Send Your Internal Editor on Vacation

If you’ve written for very long, you know who I mean. That part of your brain that has to start polishing even before you have finished a scene. The internal editor has no reason to stick around for NaNoWriMo. So let her pick her favorite vacation spot, help her pack, and say farewell with hugs and kisses and an order not to contact you until Dec. 1. The internal editor will most likely ignore your request (mine is particularly rude), but it is imperative that you stand firm. I knew my internal editor could cramp my creativity but I didn’t understand why until I talked to my youngest sister who homeschools.

She said she assigns the first draft of a writing project one day and then the editing the next day because the two tasks are so different and require using different parts of the brain. That’s probably why my creativity can dry up in a first draft–my internal editor overwhelms the free-spirited artist in me.
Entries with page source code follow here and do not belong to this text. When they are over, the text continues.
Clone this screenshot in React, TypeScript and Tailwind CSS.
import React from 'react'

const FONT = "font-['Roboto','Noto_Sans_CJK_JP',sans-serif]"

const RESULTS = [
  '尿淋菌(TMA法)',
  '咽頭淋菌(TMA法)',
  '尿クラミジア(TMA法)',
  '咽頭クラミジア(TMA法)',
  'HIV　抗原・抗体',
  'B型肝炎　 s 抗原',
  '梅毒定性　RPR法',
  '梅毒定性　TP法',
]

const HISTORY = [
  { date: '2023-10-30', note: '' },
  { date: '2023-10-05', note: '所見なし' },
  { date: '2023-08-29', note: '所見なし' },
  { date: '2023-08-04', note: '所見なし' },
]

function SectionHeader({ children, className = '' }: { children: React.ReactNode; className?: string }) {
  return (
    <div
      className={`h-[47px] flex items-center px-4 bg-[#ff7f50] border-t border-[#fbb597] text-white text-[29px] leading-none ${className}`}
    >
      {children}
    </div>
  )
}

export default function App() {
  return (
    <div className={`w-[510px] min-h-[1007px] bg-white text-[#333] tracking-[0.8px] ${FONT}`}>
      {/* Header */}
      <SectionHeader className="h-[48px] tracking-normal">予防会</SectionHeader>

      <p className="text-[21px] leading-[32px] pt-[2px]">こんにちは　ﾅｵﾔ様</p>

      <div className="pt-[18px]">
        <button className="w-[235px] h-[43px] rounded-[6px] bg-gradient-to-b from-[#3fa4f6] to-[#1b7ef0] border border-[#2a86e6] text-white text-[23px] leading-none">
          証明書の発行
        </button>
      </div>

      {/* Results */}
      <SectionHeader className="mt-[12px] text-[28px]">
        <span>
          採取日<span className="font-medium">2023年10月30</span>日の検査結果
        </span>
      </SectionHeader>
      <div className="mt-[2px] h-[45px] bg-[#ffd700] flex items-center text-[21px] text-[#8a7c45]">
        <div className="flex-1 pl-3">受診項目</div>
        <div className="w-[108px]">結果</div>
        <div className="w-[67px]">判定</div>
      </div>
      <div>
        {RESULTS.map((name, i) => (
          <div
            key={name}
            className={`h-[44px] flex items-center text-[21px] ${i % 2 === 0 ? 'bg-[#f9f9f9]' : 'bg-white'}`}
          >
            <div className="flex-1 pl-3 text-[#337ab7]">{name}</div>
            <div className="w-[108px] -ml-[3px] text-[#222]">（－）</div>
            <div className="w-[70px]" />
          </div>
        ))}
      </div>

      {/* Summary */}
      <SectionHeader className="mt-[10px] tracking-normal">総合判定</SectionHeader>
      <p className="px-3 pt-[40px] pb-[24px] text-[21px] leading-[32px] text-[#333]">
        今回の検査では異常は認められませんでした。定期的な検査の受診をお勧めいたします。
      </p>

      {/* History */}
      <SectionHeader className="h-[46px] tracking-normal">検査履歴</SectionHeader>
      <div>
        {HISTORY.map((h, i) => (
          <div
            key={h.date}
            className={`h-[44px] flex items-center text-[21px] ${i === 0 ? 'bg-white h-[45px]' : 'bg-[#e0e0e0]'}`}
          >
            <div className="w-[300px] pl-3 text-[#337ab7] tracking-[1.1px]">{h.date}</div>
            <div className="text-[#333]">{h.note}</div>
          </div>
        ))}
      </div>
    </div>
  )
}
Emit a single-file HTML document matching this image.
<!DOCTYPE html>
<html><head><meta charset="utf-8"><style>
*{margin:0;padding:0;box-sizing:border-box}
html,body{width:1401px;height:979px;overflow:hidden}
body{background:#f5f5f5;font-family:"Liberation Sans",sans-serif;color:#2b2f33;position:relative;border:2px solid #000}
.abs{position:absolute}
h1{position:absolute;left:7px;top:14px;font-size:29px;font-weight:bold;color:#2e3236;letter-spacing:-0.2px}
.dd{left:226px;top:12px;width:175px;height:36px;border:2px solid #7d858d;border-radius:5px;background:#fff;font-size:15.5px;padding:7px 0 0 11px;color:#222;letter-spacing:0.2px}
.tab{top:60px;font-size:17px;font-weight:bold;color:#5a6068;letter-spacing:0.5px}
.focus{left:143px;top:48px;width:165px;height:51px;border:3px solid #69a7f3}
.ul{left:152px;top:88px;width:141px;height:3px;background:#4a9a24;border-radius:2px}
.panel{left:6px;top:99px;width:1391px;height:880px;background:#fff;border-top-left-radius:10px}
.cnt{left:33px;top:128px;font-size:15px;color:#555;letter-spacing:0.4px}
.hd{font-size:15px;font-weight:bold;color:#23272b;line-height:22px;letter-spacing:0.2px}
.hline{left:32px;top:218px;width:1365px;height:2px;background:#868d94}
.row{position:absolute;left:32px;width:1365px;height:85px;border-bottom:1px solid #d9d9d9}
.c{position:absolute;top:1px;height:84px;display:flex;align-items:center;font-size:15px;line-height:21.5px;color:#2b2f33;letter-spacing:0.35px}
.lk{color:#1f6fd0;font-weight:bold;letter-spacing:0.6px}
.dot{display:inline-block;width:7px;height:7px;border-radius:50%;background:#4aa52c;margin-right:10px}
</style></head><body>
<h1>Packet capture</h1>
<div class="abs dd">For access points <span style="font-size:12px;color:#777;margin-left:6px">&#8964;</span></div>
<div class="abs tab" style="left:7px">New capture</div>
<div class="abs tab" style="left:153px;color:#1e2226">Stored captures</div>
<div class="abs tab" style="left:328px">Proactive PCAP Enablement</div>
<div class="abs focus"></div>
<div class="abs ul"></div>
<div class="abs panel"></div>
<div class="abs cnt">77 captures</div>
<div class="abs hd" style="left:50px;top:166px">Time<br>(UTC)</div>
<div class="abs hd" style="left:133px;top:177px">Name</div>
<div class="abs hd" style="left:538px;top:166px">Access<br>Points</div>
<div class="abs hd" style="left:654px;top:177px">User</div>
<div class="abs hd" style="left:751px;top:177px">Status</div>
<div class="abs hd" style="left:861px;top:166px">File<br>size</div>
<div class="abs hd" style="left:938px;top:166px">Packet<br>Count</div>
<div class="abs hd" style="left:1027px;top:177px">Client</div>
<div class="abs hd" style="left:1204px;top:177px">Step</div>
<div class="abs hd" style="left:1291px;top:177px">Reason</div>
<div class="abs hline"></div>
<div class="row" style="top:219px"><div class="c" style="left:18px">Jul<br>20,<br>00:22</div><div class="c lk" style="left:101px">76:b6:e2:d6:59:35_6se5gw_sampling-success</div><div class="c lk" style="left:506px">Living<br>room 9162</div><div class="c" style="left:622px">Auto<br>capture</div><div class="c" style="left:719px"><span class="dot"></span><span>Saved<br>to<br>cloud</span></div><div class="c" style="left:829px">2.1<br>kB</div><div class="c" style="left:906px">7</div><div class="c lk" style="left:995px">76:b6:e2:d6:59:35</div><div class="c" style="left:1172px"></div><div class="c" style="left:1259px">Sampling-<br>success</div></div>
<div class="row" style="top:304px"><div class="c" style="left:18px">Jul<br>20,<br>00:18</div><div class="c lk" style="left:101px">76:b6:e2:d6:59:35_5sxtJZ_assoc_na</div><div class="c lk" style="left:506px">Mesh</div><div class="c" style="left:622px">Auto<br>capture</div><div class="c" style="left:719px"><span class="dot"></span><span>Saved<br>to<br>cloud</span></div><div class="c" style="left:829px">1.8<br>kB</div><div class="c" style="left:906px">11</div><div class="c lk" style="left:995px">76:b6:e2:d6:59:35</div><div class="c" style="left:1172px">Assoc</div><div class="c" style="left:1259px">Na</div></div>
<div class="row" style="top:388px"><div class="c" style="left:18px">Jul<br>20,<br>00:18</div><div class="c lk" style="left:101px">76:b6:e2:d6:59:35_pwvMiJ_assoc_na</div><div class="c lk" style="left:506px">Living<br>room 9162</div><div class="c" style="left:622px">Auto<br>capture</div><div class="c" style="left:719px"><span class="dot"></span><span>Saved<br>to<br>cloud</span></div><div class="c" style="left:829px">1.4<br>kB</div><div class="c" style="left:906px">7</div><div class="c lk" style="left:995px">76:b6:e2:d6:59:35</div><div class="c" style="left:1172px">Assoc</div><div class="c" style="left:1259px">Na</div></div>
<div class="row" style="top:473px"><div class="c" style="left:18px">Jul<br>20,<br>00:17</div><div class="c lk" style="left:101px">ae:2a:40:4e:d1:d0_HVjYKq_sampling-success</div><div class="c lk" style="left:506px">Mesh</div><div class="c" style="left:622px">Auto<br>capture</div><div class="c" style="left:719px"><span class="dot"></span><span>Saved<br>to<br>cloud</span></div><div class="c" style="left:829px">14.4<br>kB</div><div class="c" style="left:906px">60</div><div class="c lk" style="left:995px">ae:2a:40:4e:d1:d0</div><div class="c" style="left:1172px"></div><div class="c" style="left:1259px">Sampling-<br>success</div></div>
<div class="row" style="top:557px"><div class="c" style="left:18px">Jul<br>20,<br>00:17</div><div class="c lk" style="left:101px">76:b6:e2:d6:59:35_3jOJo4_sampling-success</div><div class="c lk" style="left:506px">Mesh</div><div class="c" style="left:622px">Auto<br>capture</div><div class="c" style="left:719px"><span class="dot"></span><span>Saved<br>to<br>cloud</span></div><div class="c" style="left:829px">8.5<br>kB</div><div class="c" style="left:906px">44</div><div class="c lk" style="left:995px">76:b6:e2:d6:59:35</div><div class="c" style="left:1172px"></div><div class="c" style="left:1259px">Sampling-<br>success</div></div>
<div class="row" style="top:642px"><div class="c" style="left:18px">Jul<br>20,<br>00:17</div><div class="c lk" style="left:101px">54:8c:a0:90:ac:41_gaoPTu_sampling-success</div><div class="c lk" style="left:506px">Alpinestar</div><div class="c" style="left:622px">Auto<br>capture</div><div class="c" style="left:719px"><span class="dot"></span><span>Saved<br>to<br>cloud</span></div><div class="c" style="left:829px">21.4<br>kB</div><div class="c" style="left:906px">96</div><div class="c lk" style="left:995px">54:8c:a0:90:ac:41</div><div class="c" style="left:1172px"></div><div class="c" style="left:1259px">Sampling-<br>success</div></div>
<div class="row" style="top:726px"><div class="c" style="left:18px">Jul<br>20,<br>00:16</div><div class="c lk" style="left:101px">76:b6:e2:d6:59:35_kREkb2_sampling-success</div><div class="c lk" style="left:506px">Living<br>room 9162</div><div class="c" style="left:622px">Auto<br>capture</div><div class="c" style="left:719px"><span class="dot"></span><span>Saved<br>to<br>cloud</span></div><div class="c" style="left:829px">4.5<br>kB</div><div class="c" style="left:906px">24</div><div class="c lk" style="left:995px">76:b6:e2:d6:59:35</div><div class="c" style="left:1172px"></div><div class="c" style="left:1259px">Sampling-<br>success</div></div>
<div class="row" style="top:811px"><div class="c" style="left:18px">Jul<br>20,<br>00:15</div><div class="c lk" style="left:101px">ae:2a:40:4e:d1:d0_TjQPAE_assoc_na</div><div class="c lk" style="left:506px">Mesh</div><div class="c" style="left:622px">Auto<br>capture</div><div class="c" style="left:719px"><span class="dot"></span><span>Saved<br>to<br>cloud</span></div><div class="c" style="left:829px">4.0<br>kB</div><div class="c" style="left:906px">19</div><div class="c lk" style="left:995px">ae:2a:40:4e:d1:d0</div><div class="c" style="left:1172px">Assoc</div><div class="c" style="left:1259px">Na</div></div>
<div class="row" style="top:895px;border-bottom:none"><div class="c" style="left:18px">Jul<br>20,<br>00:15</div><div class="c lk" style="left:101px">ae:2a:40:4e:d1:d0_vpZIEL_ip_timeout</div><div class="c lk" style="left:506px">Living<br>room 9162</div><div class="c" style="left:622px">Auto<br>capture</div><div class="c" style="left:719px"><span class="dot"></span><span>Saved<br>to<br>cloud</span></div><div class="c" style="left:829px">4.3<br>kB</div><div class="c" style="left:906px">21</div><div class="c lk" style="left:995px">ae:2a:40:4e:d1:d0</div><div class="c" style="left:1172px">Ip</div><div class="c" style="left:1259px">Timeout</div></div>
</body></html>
Now with your internal editor is enjoying a much-needed rest …

Let Your Imagination Soar

Without your internal editor to hamper you, now is the time to explore your story. If a scene isn’t working, try these tactics:

  • Write the scene from the perspective of another character.
  • Add characters.
  • Remove characters.
  • Change the setting.
  • Examine your setting to take better advantage of it.
  • Have a bad guy do something good.
  • Have a good guy do something bad or foolish.
  • Work against stereotypes–like creating a nice cheerleader or a science geek who’s an extrovert.
  • Write extra scenes to get a handle on a difficult character.
  • Let the worse thing that can happen to your main character happen.
  • Have a friend turn into an enemy.
  • Have an enemy turn into a friend.